Militaryization of space: Some observers warn that expanding counterspace capabilities could spark an arms race in orbit. The response emphasizes deterrence, resilience, and clear lines of international norms, arguing that a well-defended space posture reduces risk of coercion and enhances stability for all space users. Critics who fear escalation are often told that responsible deterrence, transparency, and arms-control-like mechanisms can operate without compromising essential security.
Regulation versus innovation: A recurring debate centers on licensing, export controls, and spectrum management. Advocates of deregulation argue that nimble rules enable faster deployment and lower costs, while defenders of robust controls emphasize national security, technology safeguards, and intellectual-property protections. The prudent path blends predictable processes with timely decision-making to avoid choke points in the supply chain.
Public funding priorities: Critics may contend that space programs divert scarce resources from other national needs. Supporters reply that space investments yield widespread benefits in safety, science, and economic growth, while private-sector efficiency and international collaboration help stretch government dollars further.

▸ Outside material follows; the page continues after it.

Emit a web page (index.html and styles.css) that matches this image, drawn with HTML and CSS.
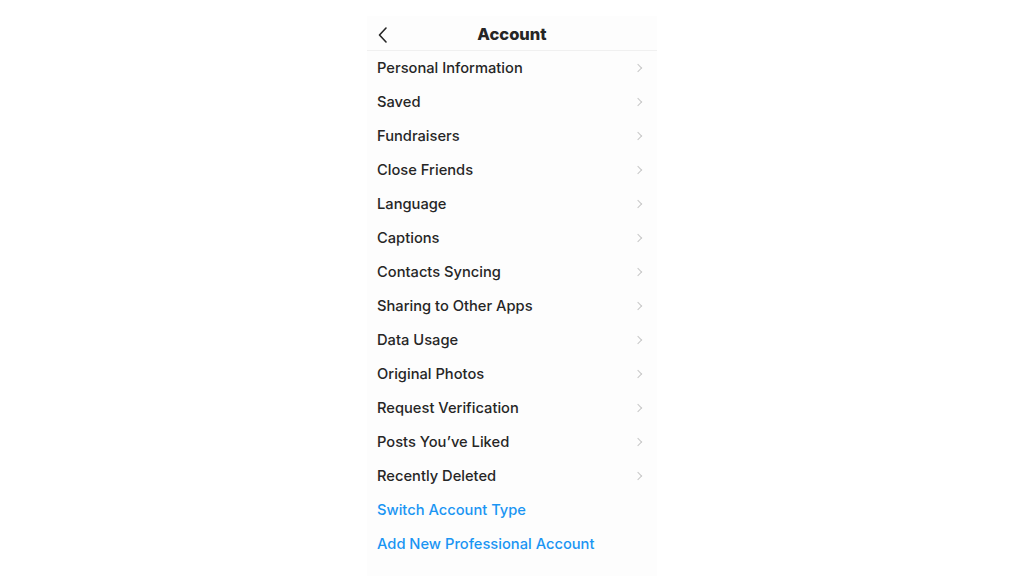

Space resources and ownership: As commercial activity contemplates on-orbit servicing or resource utilization, questions arise about property rights, licensing, and benefit-sharing. The mainstream approach seeks to establish clear rules that encourage investment while recognizing international obligations and incentives for peaceful uses of space.
Climate and space policy: Some critique space programs as overshadowed by climate activism or as insufficiently prioritizing immediate security needs. A balanced position acknowledges climate science as a driver of Earth-observing capabilities, while maintaining focus on defense, resilience, and private-sector growth as the core engines of national strength in space.